Every movement, even when it is overwhelmingly for the good of society, has its negative side. The civil rights movement, for example, led to directives that place racial quotas at the center of the concept of diversity. Such a system worked well for a while to help minorities find coveted jobs such as those in law firms or on Wall Street.

But at a time when some minorities have advanced a bit further, it has become a drag, as can be seen in the ongoing trial of Students for Fair Admissions v. Harvard, a case brought by a group of Asian college applicants who believe the race-conscious admissions policy of the Ivy League school took away their opportunities in the interest of black and Hispanic applicants.

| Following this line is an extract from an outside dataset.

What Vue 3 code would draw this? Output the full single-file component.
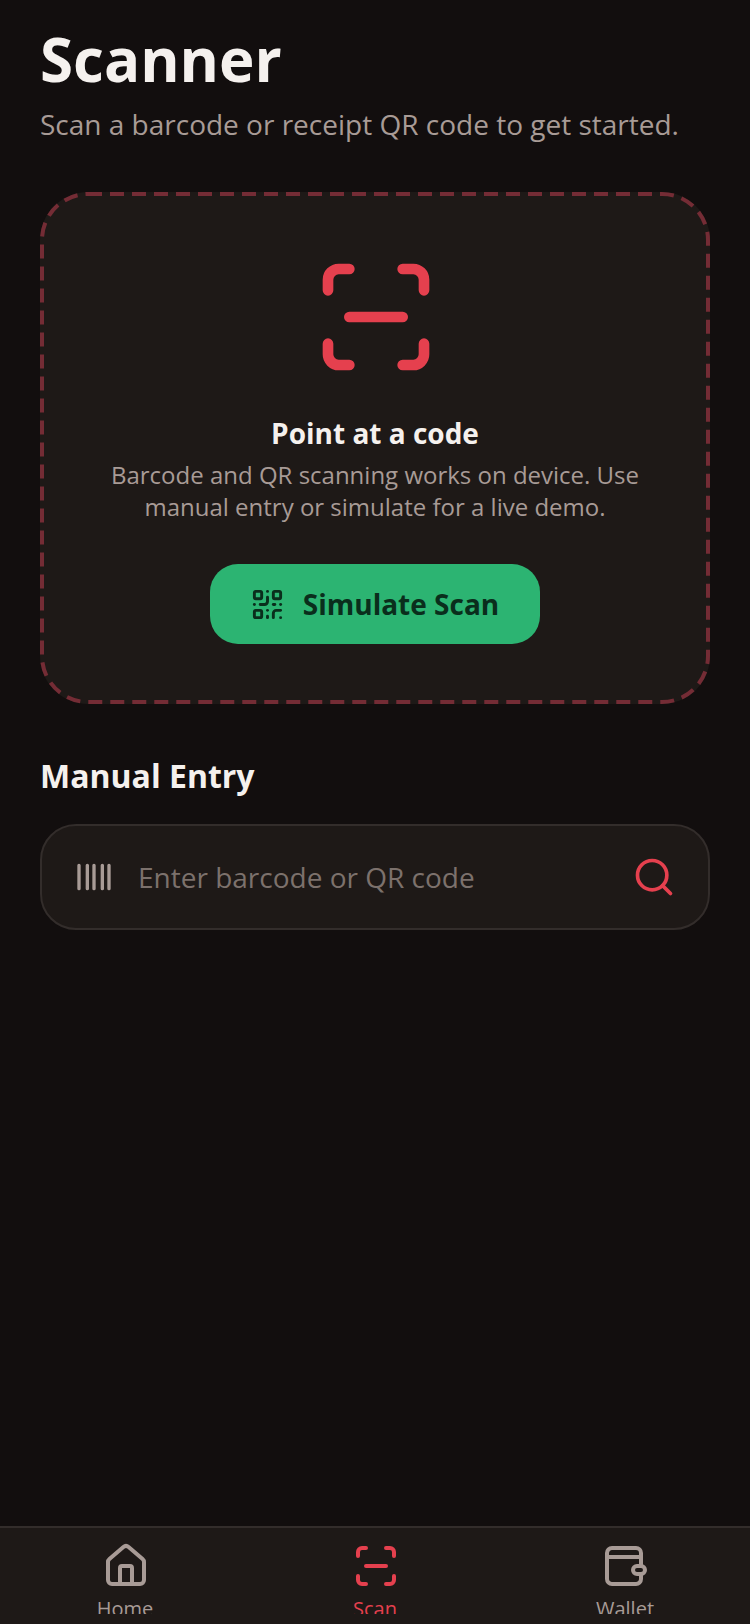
<template>
  <div class="screen">
    <main class="content">
      <header class="head">
        <h1 class="title">Scanner</h1>
        <p class="sub">Scan a barcode or receipt QR code to get started.</p>
      </header>

      <section class="scan-card">
        <!-- dashes are longer than a css dashed border gives -->
        <svg class="card-dash" width="670" height="512">
          <rect x="2" y="2" width="666" height="508" rx="46" />
        </svg>
        <svg class="scan-icon" viewBox="0 0 24 24">
          <path d="M3 7V5a2 2 0 0 1 2-2h2" />
          <path d="M17 3h2a2 2 0 0 1 2 2v2" />
          <path d="M21 17v2a2 2 0 0 1-2 2h-2" />
          <path d="M7 21H5a2 2 0 0 1-2-2v-2" />
          <path d="M7 12h10" />
        </svg>
        <h2 class="card-title">Point at a code</h2>
        <p class="card-text">Barcode and QR scanning works on device. Use manual entry or simulate for a live demo.</p>
        <button class="sim-btn">
          <svg class="qr-icon" viewBox="0 0 24 24">
            <rect x="3" y="3" width="5" height="5" rx="1" />
            <rect x="16" y="3" width="5" height="5" rx="1" />
            <rect x="3" y="16" width="5" height="5" rx="1" />
            <path d="M21 16h-3a2 2 0 0 0-2 2v3" />
            <path d="M21 21v.01" />
            <path d="M12 7v3a2 2 0 0 1-2 2H7" />
            <path d="M3 12h.01" />
            <path d="M12 3h.01" />
            <path d="M12 16v.01" />
            <path d="M16 12h1" />
            <path d="M21 12v.01" />
            <path d="M12 21v-1" />
          </svg>
          <span>Simulate Scan</span>
        </button>
      </section>

      <h2 class="manual-title">Manual Entry</h2>
      <div class="manual-box">
        <svg class="barcode-icon" viewBox="0 0 24 24">
          <path d="M3 5v14M8 5v14M12 5v14M17 5v14M21 5v14" />
        </svg>
        <span class="placeholder">Enter barcode or QR code</span>
        <svg class="search-icon" viewBox="0 0 24 24">
          <circle cx="11" cy="11" r="8" />
          <path d="m21 21-4.3-4.3" />
        </svg>
      </div>
    </main>

    <nav class="tabs">
      <div v-for="tab in tabs" :key="tab.label" class="tab" :class="{ active: tab.active }">
        <svg class="tab-icon" viewBox="0 0 24 24">
          <path v-for="d in tab.paths" :key="d" :d="d" />
        </svg>
        <span class="tab-label">{{ tab.label }}</span>
      </div>
    </nav>
  </div>
</template>

<script setup>
const tabs = [
  {
    label: 'Home',
    paths: [
      'M3 10a2 2 0 0 1 .709-1.528l7-5.999a2 2 0 0 1 2.582 0l7 5.999A2 2 0 0 1 21 10v9a2 2 0 0 1-2 2H5a2 2 0 0 1-2-2z',
      'M15 21v-8a1 1 0 0 0-1-1h-4a1 1 0 0 0-1 1v8'
    ]
  },
  {
    label: 'Scan',
    active: true,
    paths: [
      'M3 7V5a2 2 0 0 1 2-2h2',
      'M17 3h2a2 2 0 0 1 2 2v2',
      'M21 17v2a2 2 0 0 1-2 2h-2',
      'M7 21H5a2 2 0 0 1-2-2v-2',
      'M7 12h10'
    ]
  },
  {
    label: 'Wallet',
    paths: [
      'M19.5 12V5.5A2.5 2.5 0 0 0 17 3H5a2.5 2.5 0 0 0-2.5 2.5v13A2.5 2.5 0 0 0 5 21h12a2.5 2.5 0 0 0 2.5-2.5V16',
      'M2.5 7.5h17',
      'M17.5 12h2a2 2 0 0 1 0 4h-2a2 2 0 0 1 0-4z'
    ]
  }
]
</script>

<style>
html,
body {
  margin: 0;
  background: #120e0e;
}
</style>

<style scoped>
.screen {
  width: 750px;
  height: 1624px;
  display: flex;
  flex-direction: column;
  background: #120e0e;
  font-family: "Open Sans", "Noto Sans", sans-serif;
  overflow: hidden;
}

.content {
  flex: 1;
  padding: 19px 40px 0;
}

.title {
  margin: 0;
  font-size: 60px;
  line-height: 80px;
  font-weight: 700;
  color: #f5f1ee;
}

.sub {
  margin: 5px 0 0;
  font-size: 28px;
  line-height: 40px;
  color: #a89b96;
}

.scan-card {
  position: relative;
  margin-top: 48px;
  height: 512px;
  box-sizing: border-box;
  display: flex;
  flex-direction: column;
  align-items: center;
  padding: 61px 40px 0;
  background: #1e1917;
  border-radius: 48px;
}

.card-dash {
  position: absolute;
  top: 0;
  left: 0;
  fill: none;
  stroke: #742c35;
  stroke-width: 4;
  stroke-dasharray: 14 8;
}

.scan-icon {
  width: 128px;
  height: 128px;
  margin-left: 2px;
  fill: none;
  stroke: #e5404e;
  stroke-width: 2;
  stroke-linecap: round;
  stroke-linejoin: round;
}

.card-title {
  margin: 32px 0 0;
  font-size: 28px;
  line-height: 40px;
  font-weight: 700;
  color: #f5f1ee;
}

.card-text {
  margin: 6px 0 0;
  font-size: 24px;
  line-height: 32px;
  text-align: center;
  color: #a89b96;
}

.sim-btn {
  margin-top: 41px;
  width: 330px;
  height: 80px;
  flex: none;
  display: flex;
  align-items: center;
  justify-content: center;
  gap: 18px;
  padding: 0 0 0 2px;
  border: none;
  border-radius: 28px;
  background: #2cb472;
  color: #0a2e1c;
  font-family: inherit;
  font-size: 28px;
  font-weight: 700;
}

.qr-icon {
  width: 35px;
  height: 35px;
  margin-left: -3px;
  fill: none;
  stroke: #0a2e1c;
  stroke-width: 2;
  stroke-linecap: round;
  stroke-linejoin: round;
}

.manual-title {
  margin: 50px 0 0;
  font-size: 32px;
  line-height: 44px;
  font-weight: 700;
  color: #f5f1ee;
}

.manual-box {
  margin-top: 26px;
  height: 106px;
  box-sizing: border-box;
  display: flex;
  align-items: center;
  padding: 0 32px;
  background: #1e1917;
  border: 2px solid #332d2b;
  border-radius: 36px;
}

.barcode-icon {
  width: 40px;
  height: 40px;
  fill: none;
  stroke: #a89b96;
  stroke-width: 2;
  stroke-linecap: round;
}

.placeholder {
  flex: 1;
  margin-left: 24px;
  font-size: 28px;
  color: #7c716c;
}

.search-icon {
  width: 44px;
  height: 44px;
  fill: none;
  stroke: #e5404e;
  stroke-width: 2;
  stroke-linecap: round;
  stroke-linejoin: round;
}

.tabs {
  height: 98px;
  box-sizing: border-box;
  display: flex;
  background: #1e1917;
  border-top: 2px solid #332d2b;
}

.tab {
  flex: 1;
  height: 86px;
  display: flex;
  flex-direction: column;
  align-items: center;
  overflow: hidden;
  padding-top: 14px;
  box-sizing: border-box;
  color: #a89b96;
}

.tab.active {
  color: #e5404e;
}

.tab-icon {
  flex: none;
  width: 48px;
  height: 48px;
  margin-left: 2px;
  fill: none;
  stroke: currentColor;
  stroke-width: 2;
  stroke-linecap: round;
  stroke-linejoin: round;
}

.tab-label {
  margin-top: 4px;
  font-size: 20px;
  line-height: 30px;
}
</style>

So did the Americans with Disabilities Act of 1990. The law added disability to the basis of discrimination listed in the Civil Rights Act of 1964 to offer critical protection to the challenged. But in recent years, the meticulous requirements for accessibility have been used to make a fast buck by unscrupulous lawyers who hire people with disability to visit shops around the country and sue them for failing to fulfill one or two requirements. Defendants - such as restaurants - often choose to pay settlements running into the tens of thousands of dollars to avoid being dragged to court and fined. Many of them only have one or two steps in front of their doors and clearly state that wheelchairs will be lifted manually upon request.

This brings to mind the famous quote from American social philosopher Eric Hoffer: "Every great cause begins as a movement, becomes a business, and eventually degenerates into a racket."

This shouldn't undermine the achievements of such movements, and shouldn't deter us from participating and pursuing causes that eventually improve the well-being of human beings.

But it is also important to acknowledge the existence of the side effects and try our best to avoid them or solve the problems whenever they appear. To look away or treat them as the unavoidable cost of the movement, as some activists tend to do, will be undermining the cause in the long run.

The author is a New York-based journalist.